Поэтому мы молимся сегодня обо всех простых и угнетенных людях, чью судьбу мы, сербы, особенно хорошо понимаем. И мы почувствуем, когда им станет легче, где бы они ни жили.
Мы молимся за всех бедных и непросвещенных. Когда их жизнь улучшится, когда они получат образование, и мы будем чувствовать себя лучше и светлее, подобно тому, как здоровая часть тела ощущает себя крепче, когда выздоравливает больной орган.
Мы молимся за всех тех, кто возвышенней и образованней нас. Мы смотрим на них, как на тех птиц, что летят впереди, рассекая воздух своими крыльями. Мы молимся за них, чтобы они не унывали и не уставали, ибо пока они идут впереди, мы чувствуем себя в надежном укрытии.
Мы молимся за Европу, ибо она наша большая родина, наш очаг, у которого мы, как и другие народы, все еще греемся и от которого получаем свет.
Мы молимся за Америку, второй из просвещенных континентов мира, молимся за этот молодой, новый свет, полный вдохновения и жажды деятельности, полный оптимизма и радостной воли к жизни.

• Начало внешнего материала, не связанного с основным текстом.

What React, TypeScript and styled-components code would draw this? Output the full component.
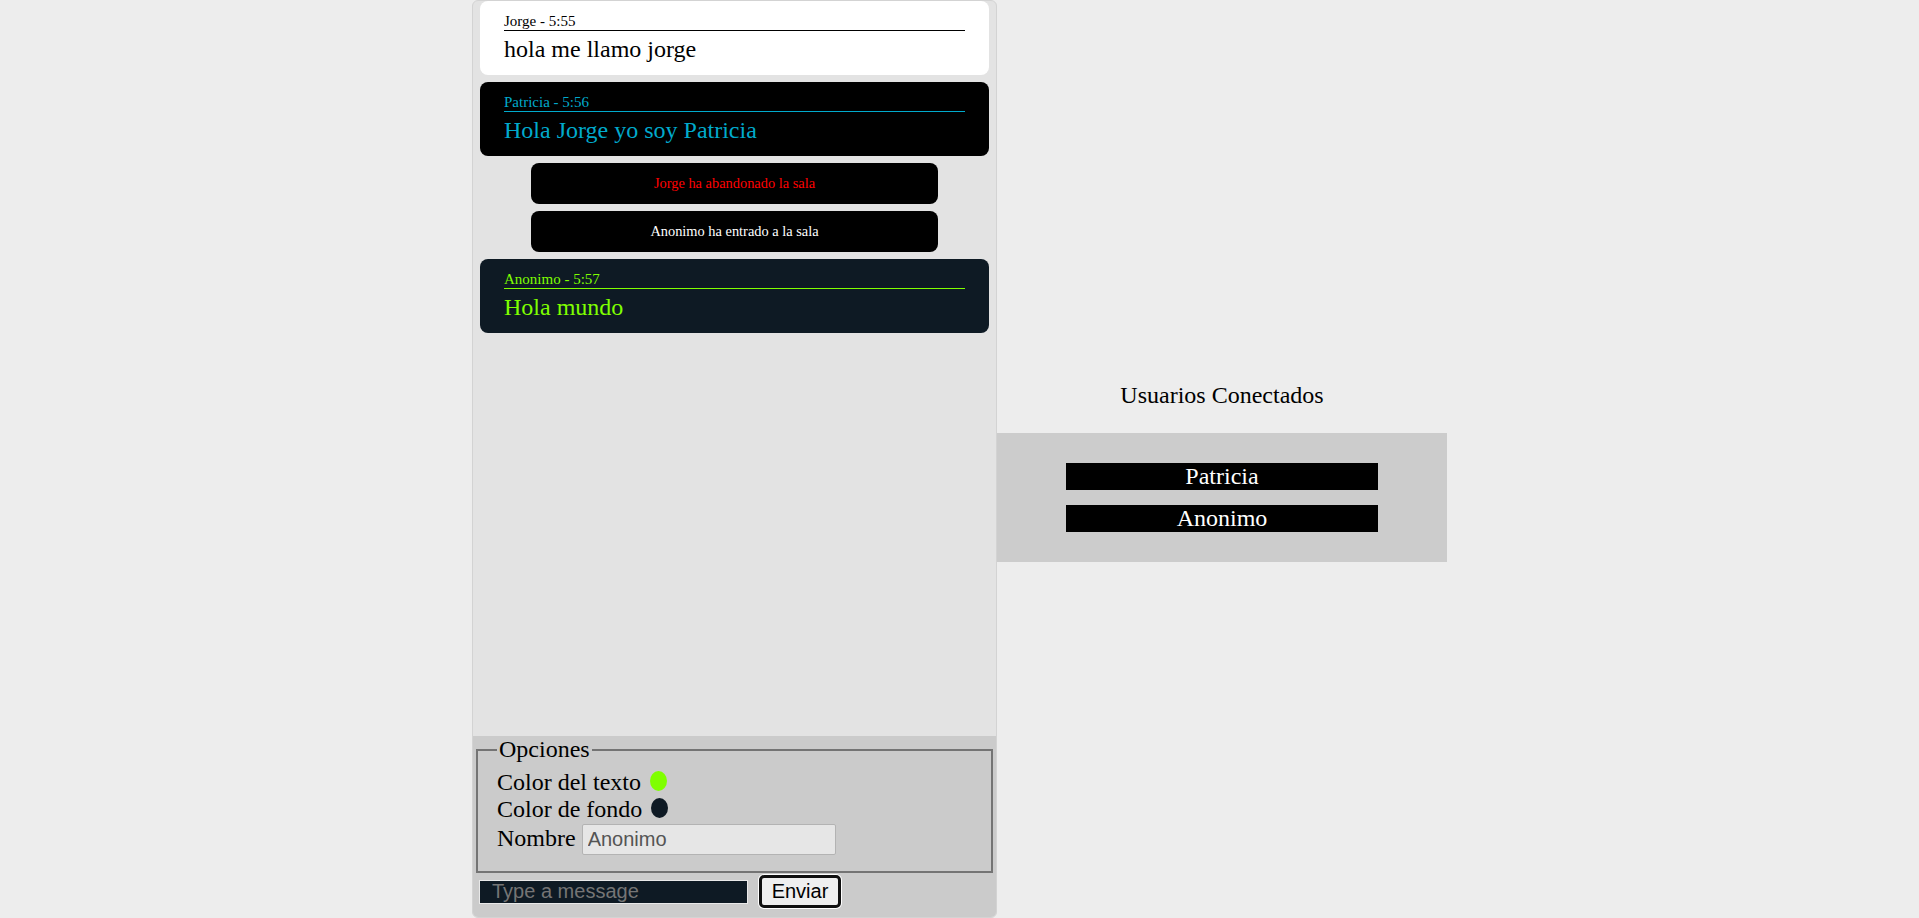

Мы молимся за людей других континентов. Молимся за темнокожих и краснокожих, молимся за людей желтой расы, переживающих сейчас тяжелейший в своей истории кризис.
Мы молимся за людей, верующих в Магомета или в Будду. Мы молимся за тех, кто поклоняется Иегове, молимся и за наших врагов, которые называют нашу веру верой тьмы. Мы молимся и за тех, кто верит в чародеев, молимся и за тех, кто поклоняется солнцу и звездам. Мы молимся за всех суеверных и безверных всей нашей планеты, на которой мы живем все вместе, и которая терпеливо несет нас среди других звезд, питая и согревая. Одним словом, мы молимся за всех детей нашей матери Земли, за всех братьев и сестер наших.
Мы так молимся, ибо наша вера велит нам так молиться. Скажите нам вы, господа, скажите, правда ли, что наша вера есть вера в тьму?